With that, and before Flanagan could land his paper a fluke scoop, the Chancellor of the Exchequer rang off.
Honeymooning Oliver misses gay gong show
CONGRATS to the Mail on Sunday's Jonathan Oliver for being awarded journalist of the year by the gay rights organisation, Stonewall. Oliver won the award for his scoop about how Cardinal Cormac Murphy-O'Connor had sacked his press officer, Stephen Noon, for being gay. In previous years, the award has gone to gay and lesbian journalists, but Oliver — who toils away in the gay (by which I mean happy) climate of Associated — was on honeymoon when the awards ceremony took place. Peter Dobbie — who is not one of the MoS staffers who calls gay people "poofs" — collected the award on behalf of Oliver.

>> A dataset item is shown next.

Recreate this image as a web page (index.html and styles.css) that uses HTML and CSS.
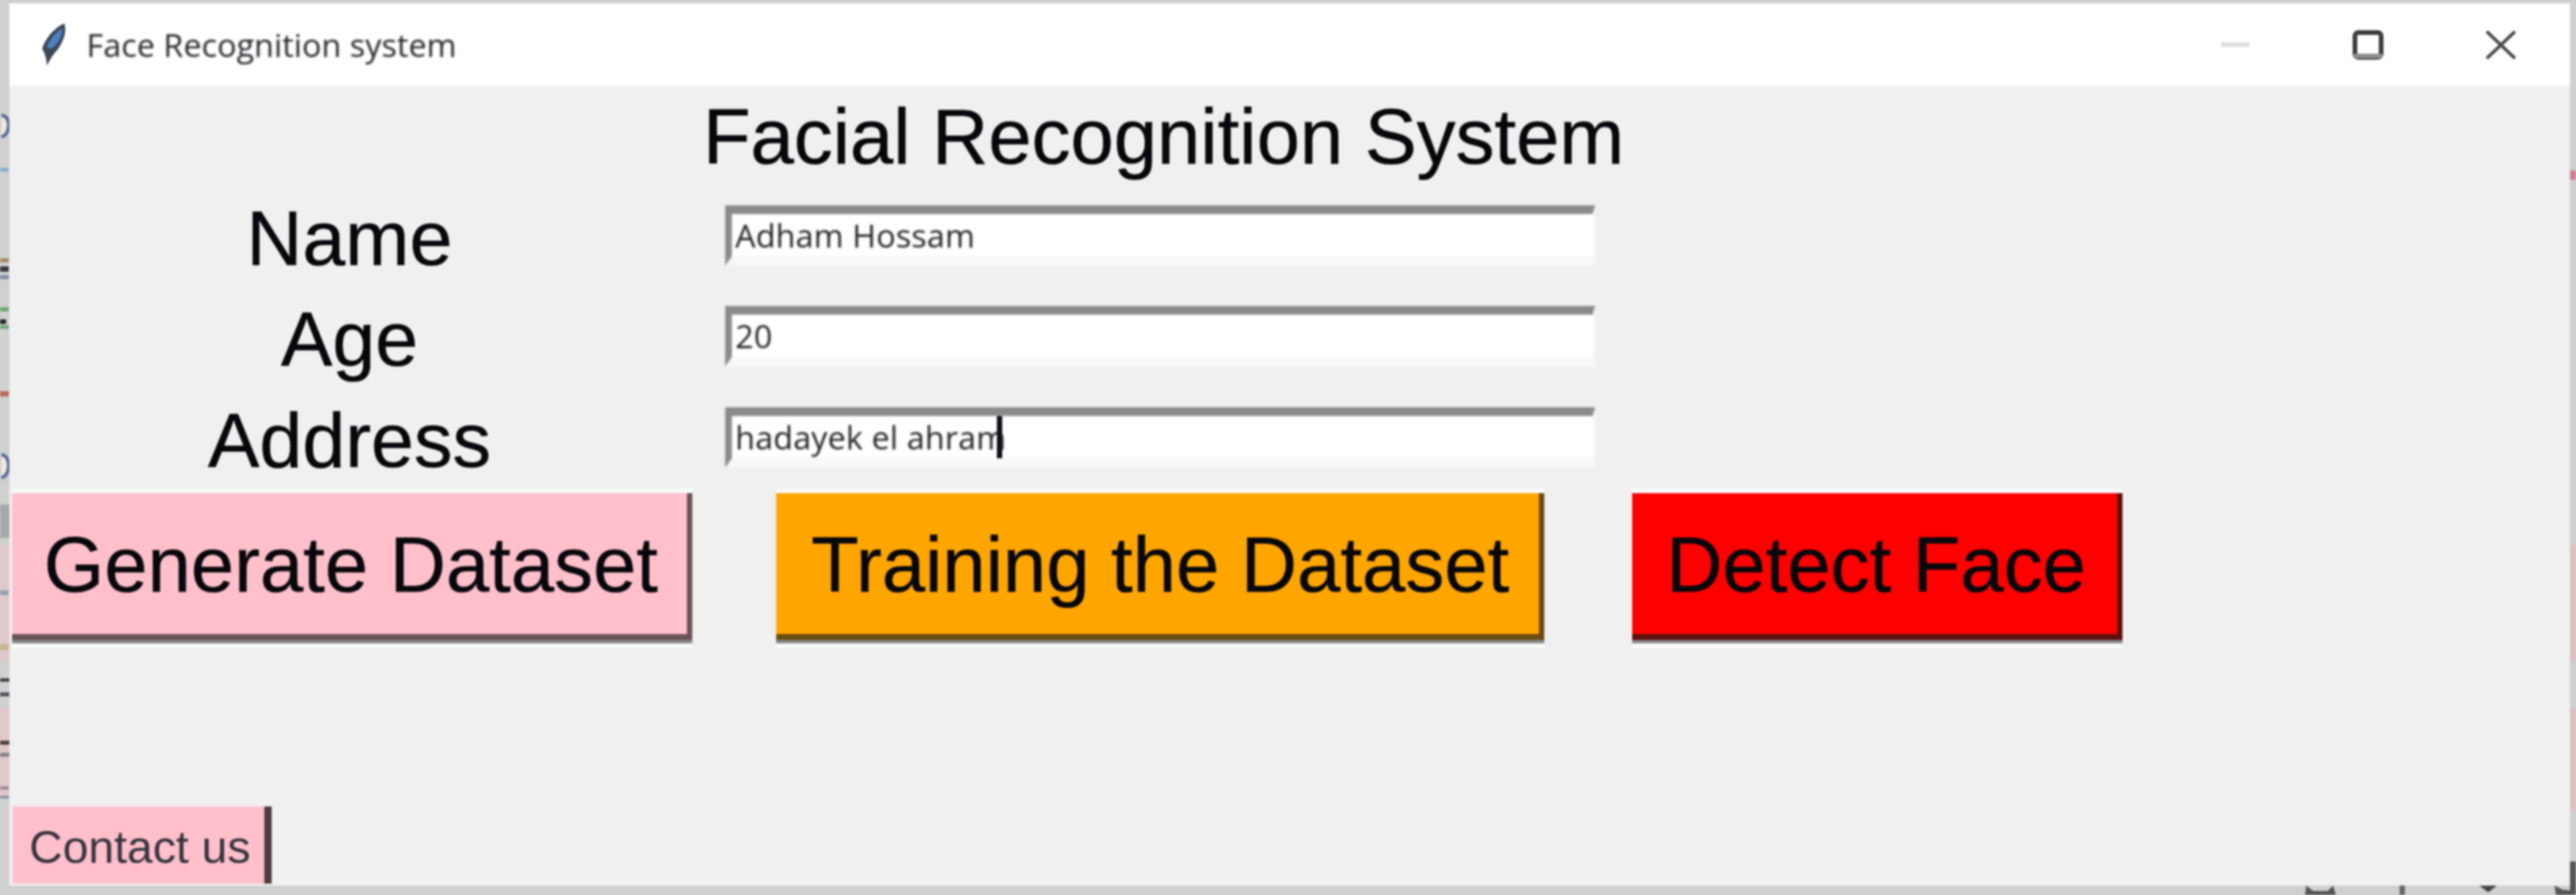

Fireworks pic: An illuminating tale of déja-vu
CONVICTED rapist Owen Oyston has attempted to beef up his Northwest magazines by recruiting old timers from Lancashire Life, the title he sold to Archant.
Sadly for him, they've brought their old ideas with them.
His "new-look" Lancashire Magazine has a striking November cover shot of fireworks over Blackpool Tower. It was also striking back in November 1999 when the very same shot was first used as the cover by arch-rival Lancashire Life.
The picture carries the by-line Robert Fulwood. Back in 1999, it was credited to freelance Bill Wilkinson. By sheer coincidence, Bill lives in a part of Preston called Fulwood.
Flight promo goes down like a lead balloon
THAT most monk-like of commentators, David Aaronovitch, was in his pulpit again last week, demanding that the world take the Stern report on green politics seriously. Aaronovitch's report appeared in The Times. The same Times which, just a few hours later, was running a "Free flight to Europe for every reader" offer. Not exactly the greenest of messages.
Keen Gardiner now footloose and fancy-free
ASSOCIATED Press has rather carelessly just lost the services of its British political correspondent, Beth Gardiner. The respected Gardiner, long a fixture at Foreign Office briefings and at 10 Downing Street press conferences, has quit the American wire service to go freelance and intends to stay in London.